Les méthodes d’interprétation

Les juges utilisent divers procédés pour interpréter les textes de loi:

  • L’interprétation par analogie : Il s’agit d’étendre une règle à une situation semblable à celle pour laquelle la règle a été créée initialement.
  • L’interprétation a fortiori : Il s’agit de dégager une vérité d’une autre vérité déjà admise, mais avec plus de force. Si une solution de droit est prévue pour un cas particulier, le juge l’appliquera pour un cas d’espèce plus net que le cas particulier.
  • L’interprétation a contrario : Si une règle s’applique quand certaines conditions sont remplies, il peut être déduit que la règle inverse s’applique lorsque les conditions ne sont pas remplies.

En outre, les juges doivent respecter certaines règles pour interpréter la loi, qui prennent la forme de maximes:

  • Les dispositions spéciales dérogent aux dispositions générales : Si une loi spéciale plus précise s’applique à une situation, alors c’est elle qui s’applique, et non le principe général.
  • Là où la loi ne distingue pas, il ne faut pas distinguer : Il s’agit de ne pas introduire des exceptions ou des conditions dans une loi là où elles n’ont pas été prévues par le législateur.
  • Les exceptions doivent être interprétées strictement : Le champ d’application des exceptions ne doit pas être étendu au-delà de ce qui est prévu par les textes.

 

La jurisprudence : un rôle dans la création du droit ?

Les obstacles au rôle créateur de la jurisprudence

Il existe plusieurs limites au rôle qu’a la jurisprudence dans la création du droit.

D’abord, l’article 5 du Code civil interdit aux juges de prononcer des arrêts de règlement : « Il est défendu aux juges de prononcer par voie de disposition générale et réglementaire sur les causes qui leur sont soumises » (article 5 du Code civil).

Les arrêts de règlement sont des arrêts qui énoncent une règle générale qui serait applicable aux cas similaires. Ce type d’arrêts était valable sous l’Ancien Régime, mais ce n’est plus le cas aujourd’hui.

Dès lors, le jugement rendu pour un litige doit être applicable à ce litige seul et ne pas établir un précédent qui devra être suivi par les autres juges. Les juges ne doivent pas non plus se sentir liés par une décision rendue précédemment.
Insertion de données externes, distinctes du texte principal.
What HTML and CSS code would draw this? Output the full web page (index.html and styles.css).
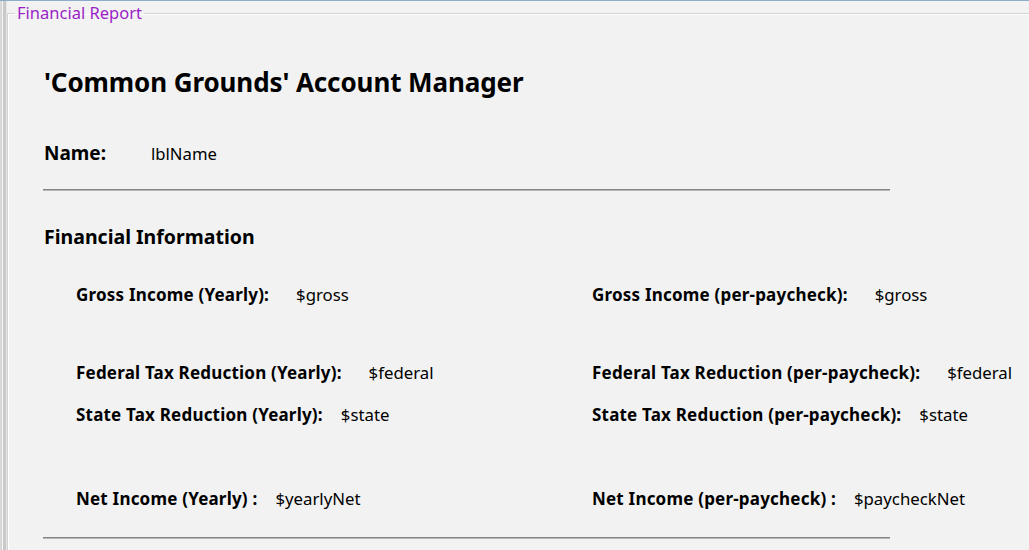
FILE: index.html
```html
<!DOCTYPE html>
<html>
<head>
<meta charset="utf-8">
<link rel="stylesheet" href="styles.css">
</head>
<body>
<div class="window">
  <div class="side-strip"></div>
  <fieldset class="groupbox">
    <legend class="groupbox-title">Financial Report</legend>
    <div class="content">
      <h1 class="title">'Common Grounds' Account Manager</h1>
      <div class="name-row">
        <span class="name-label">Name:</span>
        <span class="name-value">lblName</span>
      </div>
      <div class="rule"></div>
      <h2 class="section-title">Financial Information</h2>
      <div class="grid">
        <div class="item gap-wide"><span class="lbl">Gross Income (Yearly):</span><span class="val">$gross</span></div>
        <div class="item gap-wide"><span class="lbl">Gross Income (per-paycheck):</span><span class="val">$gross</span></div>
        <div class="item gap-wide row-federal"><span class="lbl">Federal Tax Reduction (Yearly):</span><span class="val">$federal</span></div>
        <div class="item gap-wide row-federal"><span class="lbl">Federal Tax Reduction (per-paycheck):</span><span class="val">$federal</span></div>
        <div class="item gap-narrow row-state"><span class="lbl">State Tax Reduction (Yearly):</span><span class="val">$state</span></div>
        <div class="item gap-narrow row-state"><span class="lbl">State Tax Reduction (per-paycheck):</span><span class="val">$state</span></div>
        <div class="item gap-narrow row-net"><span class="lbl">Net Income (Yearly) :</span><span class="val">$yearlyNet</span></div>
        <div class="item gap-narrow row-net"><span class="lbl">Net Income (per-paycheck) :</span><span class="val">$paycheckNet</span></div>
      </div>
      <div class="rule rule-bottom"></div>
    </div>
  </fieldset>
</div>
</body>
</html>
```

FILE: styles.css
```css
html, body {
  margin: 0;
  padding: 0;
  height: 100%;
  overflow: hidden;
}
body {
  background: #f2f2f2;
  font-family: "Noto Sans", "Open Sans", sans-serif;
  color: #000;
  border-top: 1px solid #8eaccc;
  box-sizing: border-box;
}
.window {
  display: flex;
  height: 100%;
}
.side-strip {
  width: 7px;
  flex: none;
  background: linear-gradient(to right,
    #dcdcdc 0, #d2d2d2 2px,
    #f6f6f6 2px, #f6f6f6 3px,
    #c9c9c9 3px, #c9c9c9 6px,
    #e6e6e6 6px, #e6e6e6 7px);
}
.groupbox {
  flex: 1;
  margin: 1px -20px 0 0;
  padding: 0;
  min-width: 0;
  border: 1px solid #d3d3d3;
  border-right: none;
  border-bottom: none;
  box-shadow: inset 1px 1px 0 #ffffff;
}
.groupbox-title {
  font-size: 16.5px;
  line-height: 22px;
  color: #9b1fc6;
  padding: 0 2px;
  margin-left: 7px;
}
.content {
  padding: 0 0 0 36px;
}
.title {
  margin: 41px 0 0 0;
  font-size: 26px;
  font-weight: 700;
  line-height: 34px;
  letter-spacing: -0.1px;
}
.name-row {
  margin-top: 42px;
  display: flex;
  align-items: baseline;
  line-height: 24px;
}
.name-label {
  font-size: 19px;
  font-weight: 700;
  width: 107px;
}
.name-value {
  font-size: 16.7px;
}
.rule {
  margin-top: 23px;
  margin-left: -1px;
  width: 847px;
  height: 0;
  border-top: 1px solid #858585;
  border-bottom: 1px solid #b5b5b5;
}
.section-title {
  margin: 33px 0 0 0;
  font-size: 19.5px;
  font-weight: 700;
  line-height: 26px;
}
.grid {
  display: grid;
  grid-template-columns: 516px 1fr;
  margin: 34px 0 0 32px;
}
.item {
  display: flex;
  align-items: baseline;
  line-height: 22px;
  white-space: nowrap;
}
.lbl {
  font-size: 17px;
  font-weight: 700;
  letter-spacing: 0.2px;
}
.val {
  font-size: 16.8px;
}
.gap-wide .val { margin-left: 27px; }
.gap-narrow .val { margin-left: 18px; }
.row-federal { margin-top: 56px; }
.row-state { margin-top: 20px; }
.row-net { margin-top: 62px; }
.rule-bottom {
  margin-top: 27px;
}
```
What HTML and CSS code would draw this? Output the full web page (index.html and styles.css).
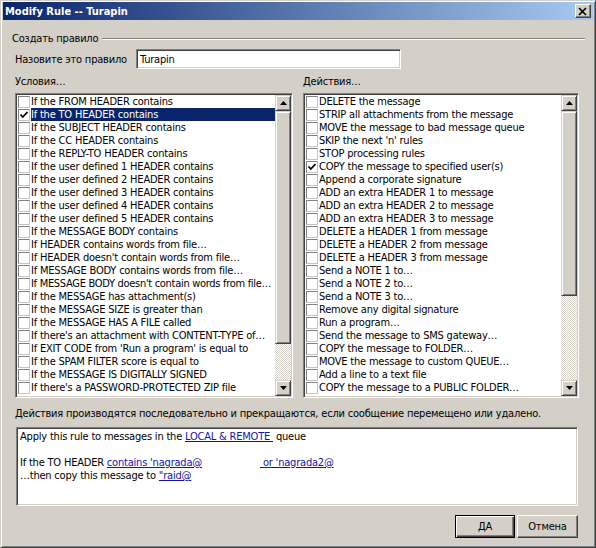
FILE: index.html
```html
<!DOCTYPE html>
<html lang="ru">
  <head>
    <meta charset="UTF-8" />
    <title>Modify Rule -- Turapin</title>
    <link rel="stylesheet" href="styles.css">
  </head>
  <body>
    <div class="window">
      <div class="titlebar">
        <span class="title">Modify Rule -- Turapin</span>
        <span class="close">
          <svg width="10" height="9" viewBox="0 0 10 9"><path d="M1 1 L8 8 M8 1 L1 8" stroke="#000" stroke-width="1.7" fill="none"/></svg>
        </span>
      </div>

      <div class="content">
        <div class="group">
          <span>Создать правило</span>
          <span class="etched"></span>
        </div>

        <div class="name-row">
          <label class="name-label" for="ruleName">Назовите это правило</label>
          <input id="ruleName" class="field" type="text" value="Turapin">
        </div>

        <div class="lists">
          <!-- conditions -->
          <div class="col">
            <div class="col-label">Условия…</div>
            <div class="listbox">
              <ul class="items">
                <li><span class="box"></span><span class="text">If the FROM HEADER contains</span></li>
                <li class="selected"><span class="box"><svg width="10" height="10" viewBox="0 0 10 10"><path d="M1.5 4.5 L3.8 7 L8.5 2" stroke="#000" stroke-width="1.8" fill="none"/></svg></span><span class="text">If the TO HEADER contains</span></li>
                <li><span class="box"></span><span class="text">If the SUBJECT HEADER contains</span></li>
                <li><span class="box"></span><span class="text">If the CC HEADER contains</span></li>
                <li><span class="box"></span><span class="text">If the REPLY-TO HEADER contains</span></li>
                <li><span class="box"></span><span class="text">If the user defined 1 HEADER contains</span></li>
                <li><span class="box"></span><span class="text">If the user defined 2 HEADER contains</span></li>
                <li><span class="box"></span><span class="text">If the user defined 3 HEADER contains</span></li>
                <li><span class="box"></span><span class="text">If the user defined 4 HEADER contains</span></li>
                <li><span class="box"></span><span class="text">If the user defined 5 HEADER contains</span></li>
                <li><span class="box"></span><span class="text">If the MESSAGE BODY contains</span></li>
                <li><span class="box"></span><span class="text">If HEADER contains words from file…</span></li>
                <li><span class="box"></span><span class="text">If HEADER doesn't contain words from file…</span></li>
                <li><span class="box"></span><span class="text">If MESSAGE BODY contains words from file…</span></li>
                <li><span class="box"></span><span class="text tight">If MESSAGE BODY doesn't contain words from file…</span></li>
                <li><span class="box"></span><span class="text">If the MESSAGE has attachment(s)</span></li>
                <li><span class="box"></span><span class="text">If the MESSAGE SIZE is greater than</span></li>
                <li><span class="box"></span><span class="text">If the MESSAGE HAS A FILE called</span></li>
                <li><span class="box"></span><span class="text">If there's an attachment with CONTENT-TYPE of…</span></li>
                <li><span class="box"></span><span class="text">If EXIT CODE from 'Run a program' is equal to</span></li>
                <li><span class="box"></span><span class="text">If the SPAM FILTER score is equal to</span></li>
                <li><span class="box"></span><span class="text">If the MESSAGE IS DIGITALLY SIGNED</span></li>
                <li><span class="box"></span><span class="text">If there's a PASSWORD-PROTECTED ZIP file</span></li>
              </ul>
              <div class="scrollbar">
                <span class="sb-btn"><svg width="7" height="4" viewBox="0 0 7 4"><path d="M0 4 L3.5 0 L7 4 Z" fill="#000"/></svg></span>
                <span class="sb-thumb thumb-left"></span>
                <span class="sb-track"></span>
                <span class="sb-btn"><svg width="7" height="4" viewBox="0 0 7 4"><path d="M0 0 L3.5 4 L7 0 Z" fill="#000"/></svg></span>
              </div>
            </div>
          </div>

          <!-- actions -->
          <div class="col">
            <div class="col-label">Действия…</div>
            <div class="listbox">
              <ul class="items">
                <li><span class="box"></span><span class="text">DELETE the message</span></li>
                <li><span class="box"></span><span class="text">STRIP all attachments from the message</span></li>
                <li><span class="box"></span><span class="text">MOVE the message to bad message queue</span></li>
                <li><span class="box"></span><span class="text">SKIP the next 'n' rules</span></li>
                <li><span class="box"></span><span class="text">STOP processing rules</span></li>
                <li><span class="box"><svg width="10" height="10" viewBox="0 0 10 10"><path d="M1.5 4.5 L3.8 7 L8.5 2" stroke="#000" stroke-width="1.8" fill="none"/></svg></span><span class="text">COPY the message to specified user(s)</span></li>
                <li><span class="box"></span><span class="text">Append a corporate signature</span></li>
                <li><span class="box"></span><span class="text">ADD an extra HEADER 1 to message</span></li>
                <li><span class="box"></span><span class="text">ADD an extra HEADER 2 to message</span></li>
                <li><span class="box"></span><span class="text">ADD an extra HEADER 3 to message</span></li>
                <li><span class="box"></span><span class="text">DELETE a HEADER 1 from message</span></li>
                <li><span class="box"></span><span class="text">DELETE a HEADER 2 from message</span></li>
                <li><span class="box"></span><span class="text">DELETE a HEADER 3 from message</span></li>
                <li><span class="box"></span><span class="text">Send a NOTE 1 to…</span></li>
                <li><span class="box"></span><span class="text">Send a NOTE 2 to…</span></li>
                <li><span class="box"></span><span class="text">Send a NOTE 3 to…</span></li>
                <li><span class="box"></span><span class="text">Remove any digital signature</span></li>
                <li><span class="box"></span><span class="text">Run a program…</span></li>
                <li><span class="box"></span><span class="text">Send the message to SMS gateway…</span></li>
                <li><span class="box"></span><span class="text">COPY the message to FOLDER…</span></li>
                <li><span class="box"></span><span class="text">MOVE the message to custom QUEUE…</span></li>
                <li><span class="box"></span><span class="text">Add a line to a text file</span></li>
                <li><span class="box"></span><span class="text">COPY the message to a PUBLIC FOLDER…</span></li>
              </ul>
              <div class="scrollbar">
                <span class="sb-btn"><svg width="7" height="4" viewBox="0 0 7 4"><path d="M0 4 L3.5 0 L7 4 Z" fill="#000"/></svg></span>
                <span class="sb-thumb thumb-right"></span>
                <span class="sb-track"></span>
                <span class="sb-btn"><svg width="7" height="4" viewBox="0 0 7 4"><path d="M0 0 L3.5 4 L7 0 Z" fill="#000"/></svg></span>
              </div>
            </div>
          </div>
        </div>

        <p class="note">Действия производятся последовательно и прекращаются, если сообщение перемещено или удалено.</p>

        <div class="desc">
          <div>Apply this rule to messages in the <a href="#">LOCAL &amp; REMOTE&nbsp;</a> queue</div>
          <div>&nbsp;</div>
          <div>If the TO HEADER <a href="#">contains 'nagrada@</a><span class="gap"></span><a href="#">&nbsp;or 'nagrada2@</a></div>
          <div>…then copy this message to <a href="#">"raid@</a></div>
        </div>

        <div class="buttons">
          <button class="btn default">ДА</button>
          <button class="btn cancel">Отмена</button>
        </div>
      </div>
    </div>
  </body>
</html>
```

FILE: styles.css
```css
body {
  margin: 0;
  padding: 0;
  font-family: "DejaVu Sans Condensed", "DejaVu Sans", sans-serif;
  font-stretch: condensed;
  font-size: 11px;
  letter-spacing: -0.2px;
  color: #000;
}

.window {
  width: 596px;
  height: 548px;
  box-sizing: border-box;
  background-color: #d4d0c8;
  border: 1px solid;
  border-color: #d4d0c8 #404040 #404040 #d4d0c8;
  box-shadow: inset 1px 1px #fff, inset -1px -1px #808080;
  padding: 1px 2px 2px 2px;
  display: flex;
  flex-direction: column;
}

.titlebar {
  height: 18px;
  flex: none;
  display: flex;
  align-items: center;
  justify-content: space-between;
  padding: 0 2px 0 2px;
  background: linear-gradient(to right, #0a246a, #a6caf0);
}

.title {
  color: #fff;
  font-weight: bold;
  font-size: 11px;
  letter-spacing: 0;
}

.close {
  width: 16px;
  height: 14px;
  box-sizing: border-box;
  display: flex;
  align-items: center;
  justify-content: center;
  background-color: #d4d0c8;
  border: 1px solid;
  border-color: #fff #404040 #404040 #fff;
  box-shadow: inset -1px -1px #808080;
}

.content {
  flex: 1;
  display: flex;
  flex-direction: column;
  padding: 12px 14px 0 12px;
}

/* group header with etched line */
.group {
  display: flex;
  align-items: center;
  height: 13px;
  line-height: 13px;
  margin-left: -3px;
  margin-right: -6px;
}

.etched {
  flex: 1;
  margin-left: 4px;
  border-top: 1px solid #808080;
  border-bottom: 1px solid #fff;
}

.name-row {
  display: flex;
  align-items: center;
  height: 20px;
  margin-top: 4px;
}

.name-label {
  width: 121px;
}

.field {
  width: 265px;
  height: 20px;
  box-sizing: border-box;
  margin: 0;
  padding: 0 3px;
  font: inherit;
  letter-spacing: inherit;
  background-color: #fff;
  border: 1px solid;
  border-color: #808080 #fff #fff #808080;
  box-shadow: inset 1px 1px #404040, inset -1px -1px #d4d0c8;
  outline: none;
}

.lists {
  display: grid;
  grid-template-columns: 278px 276px;
  column-gap: 10px;
  margin-top: 6px;
}

.col-label {
  line-height: 13px;
  margin-bottom: 5px;
}

.listbox {
  height: 305px;
  box-sizing: border-box;
  display: flex;
  background-color: #fff;
  border: 1px solid;
  border-color: #808080 #fff #fff #808080;
  box-shadow: inset 1px 1px #404040, inset -1px -1px #d4d0c8;
  padding: 1px;
}

.items {
  flex: 1;
  min-width: 0;
  list-style-type: none;
  margin: 0;
  padding: 0;
  overflow: hidden;
}

.items li {
  height: 13px;
  display: flex;
  align-items: center;
  white-space: nowrap;
}

.box {
  width: 12px;
  height: 12px;
  flex: none;
  box-sizing: border-box;
  margin: 0 1px;
  display: flex;
  align-items: center;
  justify-content: center;
  background-color: #fff;
  border: 1px solid;
  border-color: #808080 #c8c4bc #c8c4bc #808080;
}

.text {
  flex: 1;
  height: 13px;
  line-height: 13px;
  overflow: hidden;
}

.text.tight {
  letter-spacing: -0.3px;
}

.selected .text {
  background-color: #0a246a;
  color: #fff;
}

/* classic scrollbar */
.scrollbar {
  width: 16px;
  flex: none;
  display: flex;
  flex-direction: column;
}

.sb-btn,
.sb-thumb {
  box-sizing: border-box;
  background-color: #d4d0c8;
  border: 1px solid;
  border-color: #d4d0c8 #404040 #404040 #d4d0c8;
  box-shadow: inset 1px 1px #fff, inset -1px -1px #808080;
}

.sb-btn {
  height: 16px;
  display: flex;
  align-items: center;
  justify-content: center;
}

.thumb-left {
  height: 233px;
}

.thumb-right {
  height: 185px;
}

.sb-track {
  flex: 1;
  background: repeating-conic-gradient(#d4d0c8 0 25%, #fff 0 50%) 0 0 / 2px 2px;
}

.note {
  margin: 9px 0 0;
  line-height: 13px;
}

.desc {
  height: 79px;
  box-sizing: border-box;
  margin: 7px 1px 0 1px;
  padding: 2px 3px;
  background-color: #fff;
  border: 1px solid;
  border-color: #808080 #fff #fff #808080;
  box-shadow: inset 1px 1px #404040, inset -1px -1px #d4d0c8;
  line-height: 13px;
  white-space: nowrap;
}

.desc div {
  height: 13px;
}

.desc a {
  color: #1414a8;
  text-decoration: underline;
}

.gap {
  display: inline-block;
  width: 58px;
}

.buttons {
  display: flex;
  justify-content: flex-end;
  gap: 2px;
  margin: 9px 1px 0 0;
}

.btn {
  height: 23px;
  box-sizing: border-box;
  padding: 0;
  font: inherit;
  letter-spacing: inherit;
  color: #000;
  background-color: #d4d0c8;
  border: 1px solid;
  border-color: #fff #404040 #404040 #fff;
  box-shadow: inset -1px -1px #808080;
}

.btn.default {
  width: 60px;
  border-color: #000;
  box-shadow: inset 1px 1px #fff, inset -1px -1px #404040, inset -2px -2px #808080;
}

.btn.cancel {
  width: 61px;
}
```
A noter que les juridictions suprêmes peuvent rendre des arrêts de principe, qui invitent les juridictions inférieures à statuer dans un sens, sans pour autant les y contraindre. Il y a donc une différence entre les arrêts de principe et les arrêts de règlement, puisque dans le second cas les autres juges seraient tenus de statuer dans le même sens.

Ce principe de prohibition des arrêts de règlement se comprend au regard du principe de l’autorité de la chose jugée qui figure à l’article 1355 du Code civil. Le principe d’autorité de la chose jugée implique en effet que les décisions de justice ont seulement une autorité relative et limitée au litige qu’elles ont tranché. Seule la solution donnée au litige a autorité de la chose jugée, pas la règle de droit abstraite qui a été utilisée pour résoudre le litige.

En outre, si les juges ne sont pas contraints d’appliquer les décisions rendues par les juridictions supérieures, leurs interprétations peuvent être censurées par la Cour de cassation qui poursuit un objectif d’unicité de la jurisprudence, pour éviter des divergences entre les différentes juridictions.

De même, une loi peut très bien venir casser une jurisprudence.

Le rôle créateur de la jurisprudence se trouve donc limité à plusieurs égards.

Cependant, force est de constater que malgré ces limites, la jurisprudence dispose bien d’un certain pouvoir créateur.

La consécration du rôle créateur de la jurisprudence

En application de l’article 4 du Code civil, le juge a l’obligation légale de statuer.

Dès lors, il devra juger l’affaire, même si la loi est complètement silencieuse sur la question juridique qui lui est soumise.

Ainsi, dans le cas d’un litige pour lequel aucune règle de droit n’existe, les juges devront trouver une nouvelle interprétation à des règles préexistantes pour donner une solution au litige. Là s’exprime pleinement le rôle de la jurisprudence dans la création du droit. Le principe général de responsabilité du fait des choses, cité au début de cet article, est un bon exemple de création jurisprudentielle.

En outre, la jurisprudence peut aussi être consacrée par la loi. Ce système contribue à la sécurité juridique.

Ainsi, comme expliqué au début de cet article, la loi du 18 novembre 2016 a consacré la jurisprudence de la Cour de cassation relative au changement de sexe. On peut également prendre comme exemple la réforme du droit des contrats, du régime général et de la preuve des obligations (ordonnance du 10 février 2016) qui a largement codifié un droit devenu constant mais développé par la jurisprudence. En effet, l’ordonnance a en grande partie repris des solutions qui avaient été établies au fil des années par la jurisprudence. L’idée était de leur donner une valeur légale et de renforcer ainsi la sécurité juridique.